The testimony shows that the vision in appellee's right eye, the one injured, was less than one-fourth of normal, and that of her left eye was two-thirds of normal. The proof shows that from the date of the injury until the date of the trial she continued to suffer from both of her eyes, and that frequently she suffered from hemorrhages from her nose. Her occupation was that of a housewife, performing the usual duties in connection therewith, and while her eye was in this condition she did some sewing, occasionally mending a garment, and helped with the cooking. She testified that the performance of such duties produced nervousness, pain, sick headaches, and often hemorrhages from her nose. Her language in this connection was that to engage in her usual household duties caused discomfort to her; but we think the discomfort alluded to was the severe pain caused by sick headaches.

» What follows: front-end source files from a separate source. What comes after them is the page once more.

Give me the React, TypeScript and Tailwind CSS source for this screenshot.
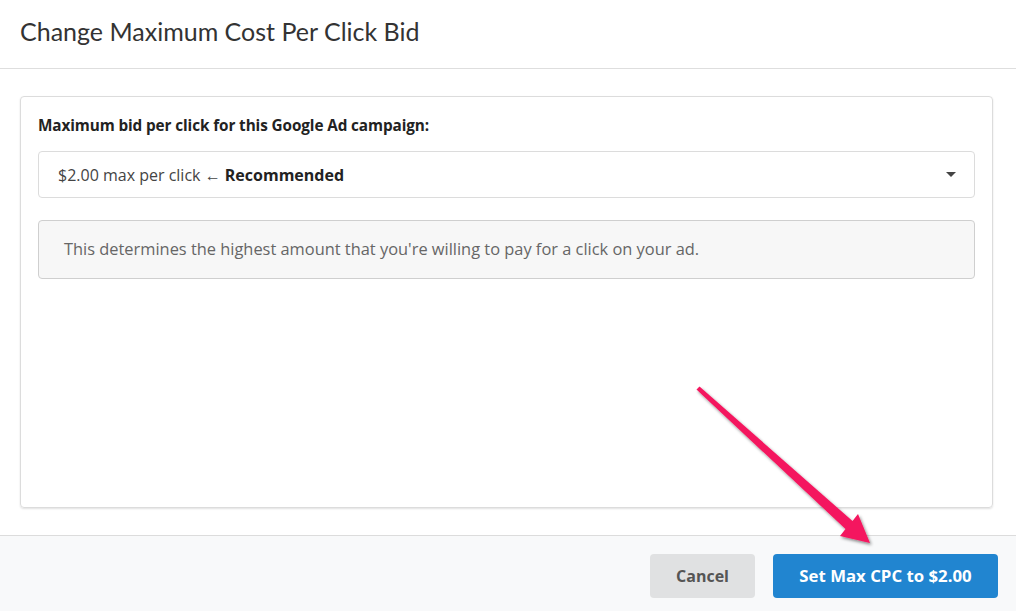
import React from "react";

export default function App() {
  return (
    <div className="relative w-[1016px] h-[611px] overflow-hidden bg-white flex flex-col" style={{ fontFamily: '"Open Sans", "Liberation Sans", sans-serif' }}>
      <div className="h-[69px] shrink-0 border-b border-[#dedede] flex items-center px-5 pb-[5px]">
        <h1 className="text-[25px] text-[#333] font-normal leading-none" style={{ fontFamily: 'Lato, "Liberation Sans", sans-serif' }}>
          Change Maximum Cost Per Click Bid
        </h1>
      </div>
      <div className="flex-1 pt-[27px] pb-[27px] pl-5 pr-[23px] flex">
        <div className="flex-1 border border-[#dcdcdc] rounded-[4px] shadow-[0_1px_2px_rgba(0,0,0,0.12)] px-[17px] pt-[18px]">
          <div className="text-[15.3px] font-bold text-[#222] leading-[20px] tracking-[-0.1px]">
            Maximum bid per click for this Google Ad campaign:
          </div>
          <div className="mt-[16px] h-[47px] border border-[#dcdcdc] rounded-[4px] flex items-center pl-[19px] pr-[18px]">
            <span className="text-[16px] text-[#444]">
              $2.00 max per click ← <span className="font-bold text-[#222]">Recommended</span>
            </span>
            <span className="ml-auto w-0 h-0 border-l-[5px] border-r-[5px] border-t-[5px] border-l-transparent border-r-transparent border-t-[#444]" />
          </div>
          <div className="mt-[22px] h-[59px] border border-[#cfcfcf] rounded-[4px] bg-[#f7f7f7] flex items-center pl-[25px]">
            <span className="text-[16.4px] text-[#666]">
              This determines the highest amount that you're willing to pay for a click on your ad.
            </span>
          </div>
        </div>
      </div>
      <div className="h-[76px] shrink-0 border-t border-[#dcdcdc] bg-[#f8f9fa] flex items-start justify-end gap-[18px] pt-[18px] pr-[18px]">
        <button className="h-[44px] w-[105px] rounded-[4px] bg-[#e0e1e2] text-[#555] text-[16px] font-bold">
          Cancel
        </button>
        <button className="h-[44px] w-[225px] rounded-[4px] bg-[#2185d0] text-white text-[16.8px] font-bold">
          Set Max CPC to $2.00
        </button>
      </div>
      <svg className="absolute left-0 top-0 pointer-events-none" width="1016" height="611" viewBox="0 0 1016 611">
        <defs>
          <filter id="sh" x="-20%" y="-20%" width="140%" height="140%">
            <feDropShadow dx="1.5" dy="2" stdDeviation="1.5" floodColor="#000" floodOpacity="0.45" />
          </filter>
        </defs>
        <polygon
          points="699.5,386.5 852.5,521 858,514 870,543 840,536 845.5,529 696.5,389.5"
          fill="#f4175e"
          filter="url(#sh)"
        />
      </svg>
    </div>
  );
}
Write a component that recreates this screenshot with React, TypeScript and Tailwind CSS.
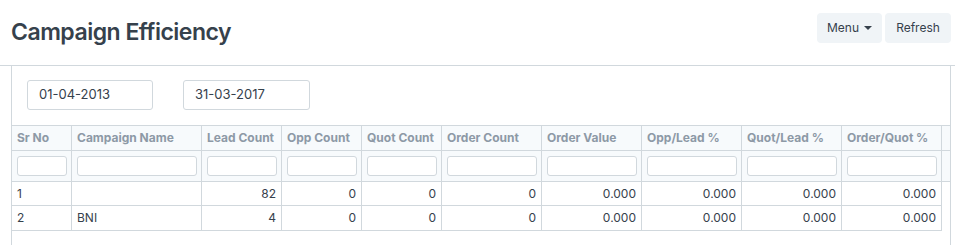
import React from "react"

const columns = [
  { label: "Sr No", w: "w-[60px]", align: "left" },
  { label: "Campaign Name", w: "w-[130px]", align: "left" },
  { label: "Lead Count", w: "w-[80px]", align: "right" },
  { label: "Opp Count", w: "w-[80px]", align: "right" },
  { label: "Quot Count", w: "w-[80px]", align: "right" },
  { label: "Order Count", w: "w-[100px]", align: "right" },
  { label: "Order Value", w: "w-[100px]", align: "right" },
  { label: "Opp/Lead %", w: "w-[100px]", align: "right" },
  { label: "Quot/Lead %", w: "w-[100px]", align: "right" },
  { label: "Order/Quot %", w: "w-[100px]", align: "right" },
]

const rows = [
  ["1", "", "82", "0", "0", "0", "0.000", "0.000", "0.000", "0.000"],
  ["2", "BNI", "4", "0", "0", "0", "0.000", "0.000", "0.000", "0.000"],
]

export default function App() {
  return (
    <div className="w-[955px] h-[245px] bg-white overflow-hidden font-['Inter','Liberation_Sans',sans-serif] text-[#36414c]">
      {/* Page head */}
      <div className="h-[66px] border-b border-[#d1d8dd] flex items-start justify-between pl-[11px] pr-[4px]">
        <h1 className="mt-[17px] text-[23px] leading-[30px] font-semibold tracking-[-0.5px] text-[#36414c]">
          Campaign Efficiency
        </h1>
        <div className="mt-[13px] flex gap-[3px]">
          <button className="h-[30px] w-[65px] rounded-[4px] bg-[#f0f4f7] text-[12px] flex items-center justify-center gap-[5px]">
            Menu
            <span className="w-0 h-0 border-l-[4px] border-r-[4px] border-t-[4px] border-l-transparent border-r-transparent border-t-[#36414c]" />
          </button>
          <button className="h-[30px] w-[66px] rounded-[4px] bg-[#f0f4f7] text-[12px]">Refresh</button>
        </div>
      </div>

      {/* Page body */}
      <div className="ml-[11px] mr-[4px] h-[179px] border-l border-r border-[#d1d8dd]">
        <div className="pt-[14px] pl-[15px] flex gap-[30px]">
          <div className="w-[126px] h-[30px] border border-[#d1d8dd] rounded-[3px] flex items-center pl-[11px] text-[13px]">
            01-04-2013
          </div>
          <div className="w-[127px] h-[30px] border border-[#d1d8dd] rounded-[3px] flex items-center pl-[11px] text-[13px]">
            31-03-2017
          </div>
        </div>

        <div className="mt-[15px] text-[12px]">
          {/* Header */}
          <div className="flex h-[26px] border-t border-b border-[#d1d8dd] bg-[#f7fafc]">
            {columns.map((c) => (
              <div
                key={c.label}
                className={`${c.w} shrink-0 border-r border-[#d1d8dd] pl-[5px] flex items-center font-bold text-[#8d99a6] whitespace-nowrap`}
              >
                {c.label}
              </div>
            ))}
            <div className="flex-1" />
          </div>
          {/* Filters */}
          <div className="flex h-[31px] border-b border-[#d1d8dd] bg-[#f7fafc]">
            {columns.map((c) => (
              <div key={c.label} className={`${c.w} shrink-0 border-r border-[#d1d8dd] pl-[5px] pr-[4px] flex items-center`}>
                <div className="w-full h-[20px] bg-white border border-[#d1d8dd] rounded-[3px]" />
              </div>
            ))}
            <div className="flex-1" />
          </div>
          {/* Data */}
          {rows.map((r, i) => (
            <div key={i} className={`flex w-[930px] border-b border-[#d1d8dd] ${i === 0 ? "h-[24px]" : "h-[25px]"}`}>
              {r.map((v, j) => (
                <div
                  key={j}
                  className={`${columns[j].w} shrink-0 border-r border-[#d1d8dd] px-[5px] flex items-center ${
                    columns[j].align === "right" ? "justify-end" : "justify-start"
                  }`}
                >
                  {v}
                </div>
              ))}
            </div>
          ))}
        </div>
      </div>
    </div>
  )
}
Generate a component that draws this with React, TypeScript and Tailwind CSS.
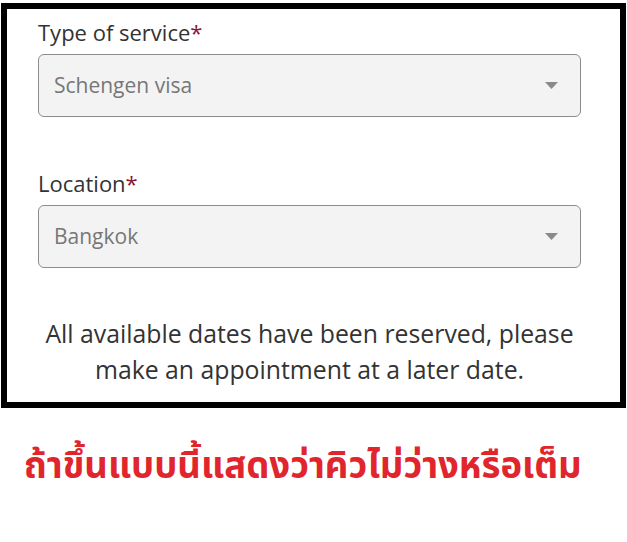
const labelFont = { fontFamily: '"Open Sans", "Noto Sans", sans-serif' };

function SelectField({ label, value }: { label: string; value: string }) {
  return (
    <div className="flex flex-col">
      <label className="text-[22px] leading-[30px] text-[#333333]">
        {label}
        <span className="text-[#8b1538]">*</span>
      </label>
      <div className="mt-[7px] flex h-[63px] w-[543px] items-center justify-between rounded-[6px] border border-[#8c8c8c] bg-[#f3f3f3] pl-[15px] pr-[22px]">
        <span className="text-[21px] text-[#777777]">{value}</span>
        <svg width="13" height="7" viewBox="0 0 13 7">
          <path d="M0 0 L13 0 L6.5 7 Z" fill="#8a8a8a" />
        </svg>
      </div>
    </div>
  );
}

export default function App() {
  return (
    <div className="min-h-[542px] bg-white pl-[1px] pt-[3px]">
      <div
        className="w-[625px] border-[6px] border-black pb-[15px] pl-[31px] pr-[39px] pt-[8px]"
        style={labelFont}
      >
        <SelectField label="Type of service" value="Schengen visa" />
        <div className="mt-[51px]">
          <SelectField label="Location" value="Bangkok" />
        </div>
        <p className="mt-[47px] w-[543px] text-center text-[24.8px] leading-[36px] text-[#333333]">
          All available dates have been reserved, please make an appointment at a later date.
        </p>
      </div>
      <p
        className="mt-[37px] pl-[23px] text-[36.5px] font-bold leading-[44px] text-[#e1252d]"
        style={{ fontFamily: '"Noto Sans Thai", Tahoma, "Noto Sans", sans-serif' }}
      >
        ถ้าขึ้นแบบนี้แสดงว่าคิวไม่ว่างหรือเต็ม
      </p>
    </div>
  );
}
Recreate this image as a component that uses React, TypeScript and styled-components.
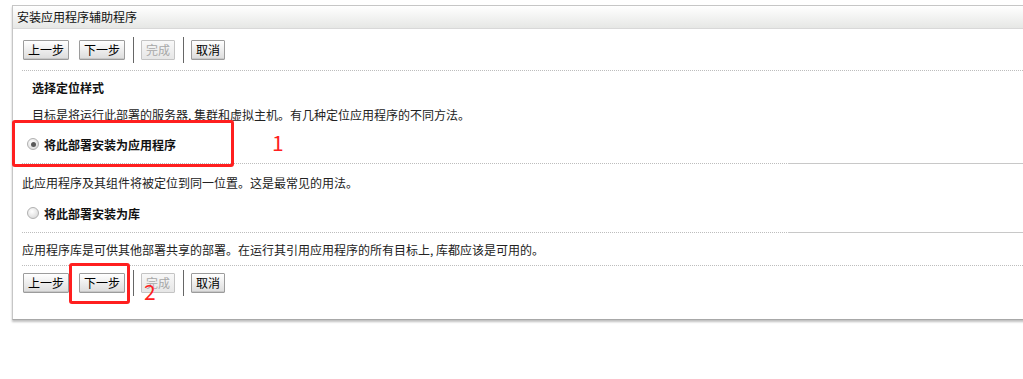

An expert testified that she was totally and permanently disabled, and that to attend to any of the usual household duties was injurious to her eyes, and that she should not perform them; her attending physician, Dr. Davis, testified to the same effect.

It was shown by the attending physician of appellee, on April 16, 1932, that a statement was made by him, on a blank form furnished by the appellant insurance company, that appellee was partially disabled; that she could cook, but could not sew or read; and that a form was also furnished to the appellee, which she filled out and signed. His testimony is to the effect that while she was totally disabled at that time, if she could do anything, he was of the opinion that she could recover only as for partial disability. In answering the following questions, he testified as follows:

"Q. You haven't seen her professionally every week during that time have you doctor? A. I couldn't say for sure I have; I have seen her oftener than that sometimes but what you would probably call 'calls' may be I haven't.

"Q. I mean professionally as a call? A. There's hardly ever a week that we haven't--that is there's hardly ever a week that she didn't complain about it.

"Q. She lived right next door to you? A. Yes.

"Q. You would drop over and see them; you were constantly in each other's house weren't you? A. Well, I don't think there was a week that passed that she didn't complain with the eye."

The proofs executed by the appellee and Dr. Davis were forwarded to the...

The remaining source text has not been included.